Before I have the smartphone, I made use of my daily commute as the best time to read novels. I mostly read “The Mill on The Floss“, for instance, inside a Transjakarta bus. But now, I prefer reading online articles or check social media accounts while I am on the ways of going to and from the office.  I don’t know how many books that I am going to read this year. Actually, I have some great to-be-read novels in my mind but unless I can return to my old reading habit they will be mere plans.

 

 

 

My views on life as told by these Victorian writers

qupteOne of the greatest reading benefits is knowing that I am not a solo fighter to affirm my perspectives on life.
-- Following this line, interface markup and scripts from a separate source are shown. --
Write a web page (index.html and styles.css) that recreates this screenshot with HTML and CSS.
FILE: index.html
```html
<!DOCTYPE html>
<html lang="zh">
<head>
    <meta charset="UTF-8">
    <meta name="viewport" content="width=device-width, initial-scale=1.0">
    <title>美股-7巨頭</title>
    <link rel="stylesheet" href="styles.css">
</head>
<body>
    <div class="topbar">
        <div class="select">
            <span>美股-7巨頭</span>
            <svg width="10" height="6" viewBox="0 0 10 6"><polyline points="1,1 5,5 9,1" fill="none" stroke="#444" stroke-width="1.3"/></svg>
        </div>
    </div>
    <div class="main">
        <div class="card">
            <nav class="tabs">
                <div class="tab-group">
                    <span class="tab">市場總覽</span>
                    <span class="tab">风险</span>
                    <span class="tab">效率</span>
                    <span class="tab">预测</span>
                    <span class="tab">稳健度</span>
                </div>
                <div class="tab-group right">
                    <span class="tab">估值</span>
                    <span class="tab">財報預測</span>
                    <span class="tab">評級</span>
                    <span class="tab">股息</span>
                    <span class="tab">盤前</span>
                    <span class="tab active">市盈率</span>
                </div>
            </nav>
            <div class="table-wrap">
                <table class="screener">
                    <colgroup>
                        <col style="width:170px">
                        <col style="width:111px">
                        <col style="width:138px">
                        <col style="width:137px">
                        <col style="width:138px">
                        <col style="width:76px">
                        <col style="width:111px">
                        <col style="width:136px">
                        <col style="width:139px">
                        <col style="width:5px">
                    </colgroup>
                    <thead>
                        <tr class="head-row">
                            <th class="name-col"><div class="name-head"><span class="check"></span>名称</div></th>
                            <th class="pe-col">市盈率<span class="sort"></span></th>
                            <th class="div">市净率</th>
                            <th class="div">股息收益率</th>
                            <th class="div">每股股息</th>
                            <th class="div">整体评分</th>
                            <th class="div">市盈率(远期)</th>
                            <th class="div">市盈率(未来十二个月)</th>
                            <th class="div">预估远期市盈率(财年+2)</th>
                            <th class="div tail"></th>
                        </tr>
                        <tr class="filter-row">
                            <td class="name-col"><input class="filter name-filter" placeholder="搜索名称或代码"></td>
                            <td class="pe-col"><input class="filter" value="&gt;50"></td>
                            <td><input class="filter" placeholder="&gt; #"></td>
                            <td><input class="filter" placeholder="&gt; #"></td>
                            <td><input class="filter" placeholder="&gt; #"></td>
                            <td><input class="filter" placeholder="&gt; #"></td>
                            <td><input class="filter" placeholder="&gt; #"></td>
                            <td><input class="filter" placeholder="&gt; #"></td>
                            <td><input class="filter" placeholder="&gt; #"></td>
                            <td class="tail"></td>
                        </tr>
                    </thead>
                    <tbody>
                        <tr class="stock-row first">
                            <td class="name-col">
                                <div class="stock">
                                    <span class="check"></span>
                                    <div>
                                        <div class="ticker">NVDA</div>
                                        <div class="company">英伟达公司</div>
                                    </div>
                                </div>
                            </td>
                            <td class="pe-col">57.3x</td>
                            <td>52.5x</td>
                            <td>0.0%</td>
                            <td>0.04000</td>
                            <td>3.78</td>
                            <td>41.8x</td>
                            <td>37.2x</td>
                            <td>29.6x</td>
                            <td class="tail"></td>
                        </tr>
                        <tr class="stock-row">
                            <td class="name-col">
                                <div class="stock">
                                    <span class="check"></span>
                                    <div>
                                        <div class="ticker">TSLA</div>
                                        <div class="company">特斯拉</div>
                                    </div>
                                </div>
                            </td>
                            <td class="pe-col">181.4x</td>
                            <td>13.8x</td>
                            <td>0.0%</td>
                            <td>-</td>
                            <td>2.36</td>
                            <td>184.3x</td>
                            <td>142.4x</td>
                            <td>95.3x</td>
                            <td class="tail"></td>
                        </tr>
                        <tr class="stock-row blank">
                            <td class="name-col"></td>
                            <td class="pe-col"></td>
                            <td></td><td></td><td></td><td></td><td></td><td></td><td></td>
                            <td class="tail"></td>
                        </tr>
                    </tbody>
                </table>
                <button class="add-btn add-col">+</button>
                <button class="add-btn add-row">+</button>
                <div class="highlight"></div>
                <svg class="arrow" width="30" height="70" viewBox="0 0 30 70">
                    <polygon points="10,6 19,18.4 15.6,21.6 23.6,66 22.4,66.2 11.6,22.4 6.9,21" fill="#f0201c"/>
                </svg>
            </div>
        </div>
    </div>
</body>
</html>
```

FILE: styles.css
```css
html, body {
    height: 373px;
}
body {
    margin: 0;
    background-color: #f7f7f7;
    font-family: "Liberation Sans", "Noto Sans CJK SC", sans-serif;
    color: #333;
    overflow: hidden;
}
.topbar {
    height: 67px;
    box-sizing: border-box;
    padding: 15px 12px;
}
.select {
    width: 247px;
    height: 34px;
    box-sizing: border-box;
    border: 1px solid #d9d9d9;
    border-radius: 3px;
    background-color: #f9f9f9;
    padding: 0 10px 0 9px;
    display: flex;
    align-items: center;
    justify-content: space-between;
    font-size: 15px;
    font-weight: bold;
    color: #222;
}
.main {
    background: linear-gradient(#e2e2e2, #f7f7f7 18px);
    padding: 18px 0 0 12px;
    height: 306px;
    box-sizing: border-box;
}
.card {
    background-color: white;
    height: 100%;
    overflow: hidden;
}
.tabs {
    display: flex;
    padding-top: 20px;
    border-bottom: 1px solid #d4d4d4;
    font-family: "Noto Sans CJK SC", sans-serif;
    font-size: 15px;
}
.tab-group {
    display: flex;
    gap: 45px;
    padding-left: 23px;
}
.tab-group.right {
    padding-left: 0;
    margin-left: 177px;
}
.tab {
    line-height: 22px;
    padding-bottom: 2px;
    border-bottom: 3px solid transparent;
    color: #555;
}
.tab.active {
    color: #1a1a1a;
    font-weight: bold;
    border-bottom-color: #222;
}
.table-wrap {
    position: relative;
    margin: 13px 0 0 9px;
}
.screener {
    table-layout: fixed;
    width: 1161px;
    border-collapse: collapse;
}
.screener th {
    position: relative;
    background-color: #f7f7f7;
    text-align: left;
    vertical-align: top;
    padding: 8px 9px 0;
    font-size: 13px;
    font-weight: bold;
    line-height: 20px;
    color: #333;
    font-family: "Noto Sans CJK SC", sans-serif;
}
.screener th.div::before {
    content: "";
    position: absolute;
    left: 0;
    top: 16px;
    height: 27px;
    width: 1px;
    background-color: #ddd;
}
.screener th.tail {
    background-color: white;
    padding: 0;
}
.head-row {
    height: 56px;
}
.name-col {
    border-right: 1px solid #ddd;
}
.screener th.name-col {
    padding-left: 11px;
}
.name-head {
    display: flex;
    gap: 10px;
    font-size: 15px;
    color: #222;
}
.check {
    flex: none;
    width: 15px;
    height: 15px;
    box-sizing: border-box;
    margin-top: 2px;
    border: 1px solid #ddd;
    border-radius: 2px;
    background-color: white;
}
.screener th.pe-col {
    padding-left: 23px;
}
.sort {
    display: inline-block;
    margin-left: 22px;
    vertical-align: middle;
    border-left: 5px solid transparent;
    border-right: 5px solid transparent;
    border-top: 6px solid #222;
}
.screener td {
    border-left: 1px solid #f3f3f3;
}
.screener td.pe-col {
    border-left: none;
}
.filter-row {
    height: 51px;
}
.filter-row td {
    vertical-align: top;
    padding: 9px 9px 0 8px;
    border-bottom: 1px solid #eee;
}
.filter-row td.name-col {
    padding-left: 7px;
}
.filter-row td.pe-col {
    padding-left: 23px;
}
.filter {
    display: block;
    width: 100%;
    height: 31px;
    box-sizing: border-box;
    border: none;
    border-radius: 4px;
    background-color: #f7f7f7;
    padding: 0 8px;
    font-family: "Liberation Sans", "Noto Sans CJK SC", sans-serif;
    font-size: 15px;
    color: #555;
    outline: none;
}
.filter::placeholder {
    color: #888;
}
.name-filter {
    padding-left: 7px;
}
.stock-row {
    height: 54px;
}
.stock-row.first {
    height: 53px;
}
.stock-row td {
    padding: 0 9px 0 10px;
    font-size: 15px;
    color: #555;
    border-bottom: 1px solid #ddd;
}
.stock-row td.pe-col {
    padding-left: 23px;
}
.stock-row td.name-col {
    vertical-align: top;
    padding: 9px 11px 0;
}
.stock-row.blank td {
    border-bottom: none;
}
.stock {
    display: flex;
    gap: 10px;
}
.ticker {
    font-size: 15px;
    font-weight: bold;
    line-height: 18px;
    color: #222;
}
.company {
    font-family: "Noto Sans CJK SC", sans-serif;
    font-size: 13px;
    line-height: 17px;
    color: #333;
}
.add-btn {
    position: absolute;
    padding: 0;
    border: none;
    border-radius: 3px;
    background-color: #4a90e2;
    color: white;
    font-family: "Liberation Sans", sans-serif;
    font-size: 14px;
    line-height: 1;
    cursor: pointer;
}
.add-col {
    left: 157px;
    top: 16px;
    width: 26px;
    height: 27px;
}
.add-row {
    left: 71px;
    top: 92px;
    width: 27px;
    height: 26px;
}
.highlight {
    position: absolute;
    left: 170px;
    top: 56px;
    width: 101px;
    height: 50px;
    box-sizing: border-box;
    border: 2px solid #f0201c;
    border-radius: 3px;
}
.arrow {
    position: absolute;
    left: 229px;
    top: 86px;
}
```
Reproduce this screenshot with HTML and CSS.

From religion, social status, gender… writers share what they think about the world, which in coincidence, matches with my own. And I can say there are things from each of the book that I have read which are just what I feel. As my latest reading experiences are, still, on Victorian era, I’d love to highlight what I and the fantastic four authors have in common:

Thomas Hardy

Oh yes, there he is, again and again. He remains my darling for the Victorian era. His books are endless resources for my writings. What makes me liking this writer is definitely due to his views on life which are similar with mine. Below are some of his works that best describe my thoughts:

Far from the Madding Crowd
Feminism is the first word that emerges in my mind the first time I read about Bathsheba Everdene. She’s the kind of feminist that I adore. I don’t exactly know well the definition of feminism. All I agree is that a woman must be independent, capable of doing her tasks and making ends meet on her own but she, one day, will be a wife and a mother because she wants to be like that. And she does that out of love, not by force. When she is at home, she respects her husband wholeheartedly.

Jude the Obscure
Whenever I think about Jude, the main character in the book, introversion is the first word that perfectly characterizes him. I and Jude both agree that reading is the key to the world, or even, the tool that crafts our beings. Introversion and reading are best partners in life. Perfect mates to live up our dreams. Jude is the reflections of my characterization as someone who sticks at his introversion, lives the life according to his idealism amidst the world that prefers looking at extroverts.

The Woodlanders
Sometimes, the best thing falling in love with someone is limited as standing by his side, giving a helping hand when he needs that, being his best friend even when he’s in love with another woman. So painful yet that experience has brought so much joy for Marty South, one of the characters in the book. The death of Giles Winterborne doesn’t encourage her to immediately find another lover. Is being faithful to an unrequited love is a pathetic romance? You have your say. But for me, her decision to love, to have her heart crushed, to fall until she reaches the very bottom  of her life is a very brave, risky thing to do. She doesn’t mind being so vulnerable and that what makes her heart is so precious.

Elizabeth Gaskell

Elizabeth Gaskell is really sweet. She’s the kind of writer that nourishes your soul with her poetic, beautiful phrases. She is, what I call, as moderate realist. Neither skeptical nor an optimist. She’s such a refreshment.

Wives and Daughters
Molly Gibson, the heroine of the novel, speaks my stance about womanhood very well in Wives and Daughters. I used to really hate table manners, ladylike sort of things when I was a teenager. I hated make up, wore dresses and girly accessories. They were so nonsense. They took up so much of my priceless time. Womanhood used to be so annoying for me. I even wished I were born as a boy, LOL. At that time, I thought boys were so free. No norms, public statements that would limit their movements. While girls were born with so many duties, stereotypes. And if they went against public norms, their lives would be doomed, filled with gossips.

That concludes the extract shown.